The three members of the Trio Grande made the NHL All-Star team in 1977–78 and 1978–79, with Trottier and Gillies making the First Team and Bossy making the Second Team, beaten out by Guy Lafleur both years. Bossy would make the First Team in 1980–81, 1982–83, 1983–84, and 1985–86. Bossy also made the Second Team in 1984–85, and Trottier was named to the Second Team in 1981–82 and 1983–84.

All three members of the Trio Grande were named to the 1978 NHL All Star Game. Bossy and Trottier were both named to the 1980, 1982, 1983, 1985, and 1986 All Star Games. In addition, Bossy was named to the All Star Game in 1981.
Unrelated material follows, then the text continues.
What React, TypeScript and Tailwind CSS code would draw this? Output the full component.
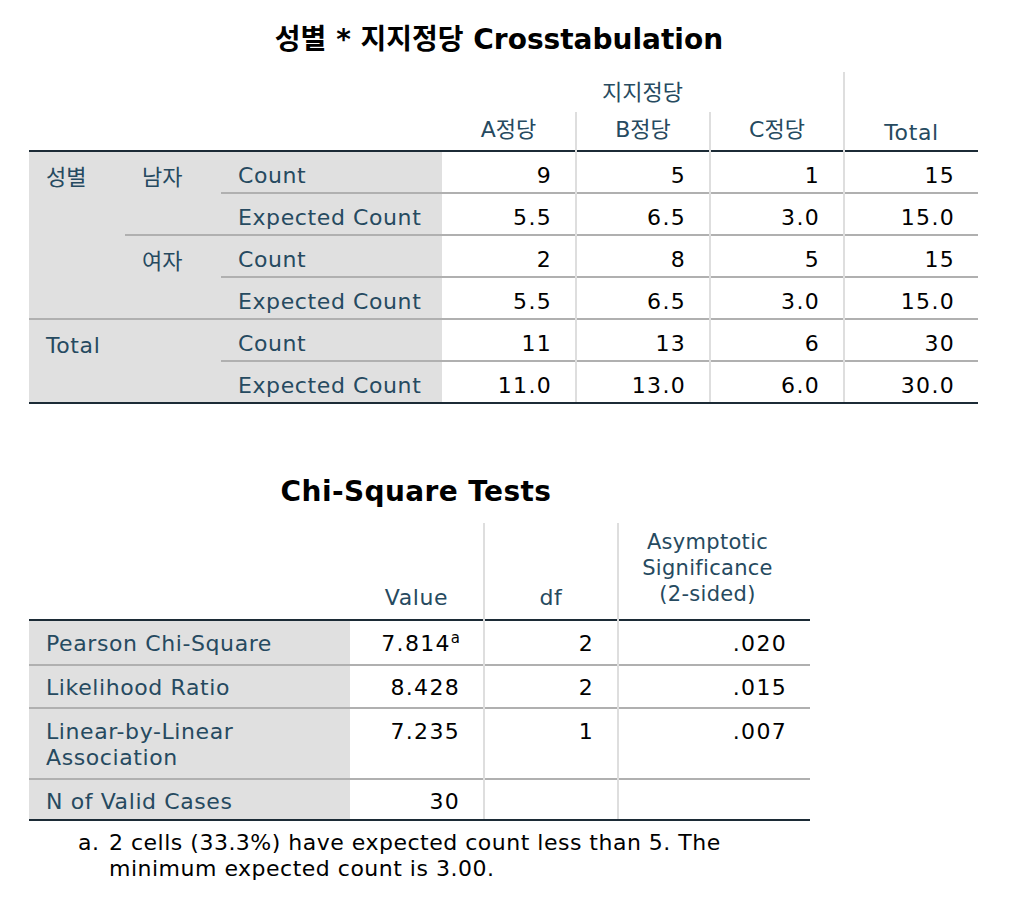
const FONT = "font-['DejaVu_Sans','Noto_Sans_CJK_KR',sans-serif]";

const crossRows = [
  { g1: "성별", g2: "남자", stat: "Count", vals: ["9", "5", "1", "15"] },
  { stat: "Expected Count", vals: ["5.5", "6.5", "3.0", "15.0"] },
  { g2: "여자", stat: "Count", vals: ["2", "8", "5", "15"] },
  { stat: "Expected Count", vals: ["5.5", "6.5", "3.0", "15.0"] },
  { g1: "Total", stat: "Count", vals: ["11", "13", "6", "30"] },
  { stat: "Expected Count", vals: ["11.0", "13.0", "6.0", "30.0"] },
];

const Crosstab = () => {
  return (
    <div className="w-[949px]">
      <div className="h-[40px] pr-[9px] text-center text-[28px] font-bold leading-[40px] text-black">
        성별 * 지지정당 Crosstabulation
      </div>

      <table className="mt-[12px] table-fixed border-collapse text-[22px] tracking-[0.6px]">
        <colgroup>
          <col className="w-[96px]" />
          <col className="w-[96px]" />
          <col className="w-[221px]" />
          <col className="w-[134px]" />
          <col className="w-[134px]" />
          <col className="w-[134px]" />
          <col className="w-[134px]" />
        </colgroup>
        <thead>
          <tr className="h-[40px]">
            <th colSpan={3} />
            <th colSpan={3} className="text-center text-[22px] font-normal tracking-normal text-[#264a60]">
              지지정당
            </th>
            <th
              rowSpan={2}
              className="border-l-2 border-l-[#dedede] pb-[1px] align-bottom text-[22px] font-normal text-[#264a60]"
            >
              Total
            </th>
          </tr>
          <tr className="h-[39px]">
            <th colSpan={3} />
            <th className="pb-[4px] align-bottom text-[22px] font-normal tracking-normal text-[#264a60]">A정당</th>
            <th className="border-l-2 border-l-[#dedede] pb-[4px] align-bottom text-[22px] font-normal tracking-normal text-[#264a60]">
              B정당
            </th>
            <th className="border-l-2 border-l-[#dedede] pb-[4px] align-bottom text-[22px] font-normal tracking-normal text-[#264a60]">
              C정당
            </th>
          </tr>
        </thead>
        <tbody>
          {crossRows.map((row, i) => {
            const first = i === 0;
            const last = i === crossRows.length - 1;
            const top = first ? "border-t-2 border-t-[#1c2b36]" : "border-t-2 border-t-[#b0b0b0]";
            const bottom = last ? "border-b-2 border-b-[#1c2b36]" : "";
            return (
              <tr key={i} className="h-[42px]">
                {row.g1 === "성별" && (
                  <td
                    rowSpan={4}
                    className={`${top} bg-[#e0e0e0] pl-[17px] pt-[9px] align-top text-[22px] tracking-normal text-[#264a60]`}
                  >
                    {row.g1}
                  </td>
                )}
                {row.g1 === "Total" && (
                  <td
                    rowSpan={2}
                    colSpan={2}
                    className="border-t-2 border-t-[#b0b0b0] border-b-2 border-b-[#1c2b36] bg-[#e0e0e0] pl-[17px] pt-[9px] align-top text-[#264a60]"
                  >
                    {row.g1}
                  </td>
                )}
                {row.g2 && (
                  <td
                    rowSpan={2}
                    className={`${top} bg-[#e0e0e0] pl-[17px] pt-[9px] align-top text-[22px] tracking-normal text-[#264a60]`}
                  >
                    {row.g2}
                  </td>
                )}
                <td className={`${top} ${bottom} bg-[#e0e0e0] pl-[17px] pt-[6px] text-[#264a60]`}>{row.stat}</td>
                {row.vals.map((v, j) => (
                  <td
                    key={j}
                    className={`${top} ${bottom} ${j > 0 ? "border-l-2 border-l-[#dedede]" : ""} pr-[23px] pt-[6px] text-right tracking-[1.3px] text-black`}
                  >
                    {v}
                  </td>
                ))}
              </tr>
            );
          })}
        </tbody>
      </table>
    </div>
  );
};

const ChiSquare = () => {
  const rows = [
    { label: "Pearson Chi-Square", value: "7.814", sup: "a", df: "2", sig: ".020", h: "h-[45px]" },
    { label: "Likelihood Ratio", value: "8.428", df: "2", sig: ".015", h: "h-[43px]" },
    { label: "Linear-by-Linear", label2: "Association", value: "7.235", df: "1", sig: ".007", h: "h-[71px]" },
    { label: "N of Valid Cases", value: "30", df: "", sig: "", h: "h-[41px]" },
  ];

  return (
    <div className="w-[781px]">
      <div className="h-[40px] pr-[7px] text-center text-[28px] font-bold leading-[40px] tracking-[0.4px] text-black">
        Chi-Square Tests
      </div>

      <table className="mt-[11px] table-fixed border-collapse text-[22px] tracking-[0.6px]">
        <colgroup>
          <col className="w-[321px]" />
          <col className="w-[134px]" />
          <col className="w-[134px]" />
          <col className="w-[192px]" />
        </colgroup>
        <thead>
          <tr className="h-[97px]">
            <th />
            <th className="pb-[5px] align-bottom font-normal text-[#264a60]">Value</th>
            <th className="border-l-2 border-l-[#dedede] pb-[5px] align-bottom font-normal text-[#264a60]">df</th>
            <th className="border-l-2 border-l-[#dedede] pb-[12px] pr-[14px] align-bottom text-[21px] font-normal leading-[26px] tracking-[0.3px] text-[#264a60]">
              Asymptotic
              <br />
              Significance
              <br />
              (2-sided)
            </th>
          </tr>
        </thead>
        <tbody>
          {rows.map((r, i) => {
            const top = i === 0 ? "border-t-2 border-t-[#1c2b36]" : "border-t-2 border-t-[#b0b0b0]";
            const bottom = i === rows.length - 1 ? "border-b-2 border-b-[#1c2b36]" : "";
            const valign = r.label2 ? "align-top pt-[10px]" : i === rows.length - 1 ? "align-middle pt-[5px]" : "align-middle pt-[2px]";
            return (
              <tr key={i} className={r.h}>
                <td className={`${top} ${bottom} ${valign} bg-[#e0e0e0] pl-[17px] leading-[26px] text-[#264a60]`}>
                  {r.label}
                  {r.label2 && (
                    <>
                      <br />
                      {r.label2}
                    </>
                  )}
                </td>
                <td className={`${top} ${bottom} ${valign} pr-[23px] text-right leading-[26px] tracking-[1.3px] text-black`}>
                  {r.value}
                  {r.sup && <sup className="text-[15px] tracking-normal">{r.sup}</sup>}
                </td>
                <td className={`${top} ${bottom} ${valign} border-l-2 border-l-[#dedede] pr-[23px] text-right leading-[26px] tracking-[1.3px] text-black`}>
                  {r.df}
                </td>
                <td className={`${top} ${bottom} ${valign} border-l-2 border-l-[#dedede] pr-[23px] text-right leading-[26px] tracking-[1.3px] text-black`}>
                  {r.sig}
                </td>
              </tr>
            );
          })}
        </tbody>
      </table>

      <div className="mt-[9px] flex pl-[49px] text-[22px] leading-[26px] tracking-[0.5px] text-black">
        <span className="w-[31px] shrink-0">a.</span>
        <span>
          2 cells (33.3%) have expected count less than 5. The
          <br />
          minimum expected count is 3.00.
        </span>
      </div>
    </div>
  );
};

export default function App() {
  return (
    <div className={`${FONT} min-h-[912px] w-[1018px] bg-white pl-[29px] pt-[20px]`}>
      <Crosstab />
      <div className="mt-[68px]">
        <ChiSquare />
      </div>
    </div>
  );
}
Bossy still holds the team records for most goals in a season (69 goals in 1978–79) and most points in a season (147 points in 1981–82). Trottier holds the team record for most assists in a season (87 assists in 1978–79) as well as most games played as an Islander (1,129).

All three have had their numbers retired by the Islanders, and all three have been inducted into the Hockey Hall of Fame. Bossy was inducted in 1991, Trottier in 1997, and Gillies in 2002.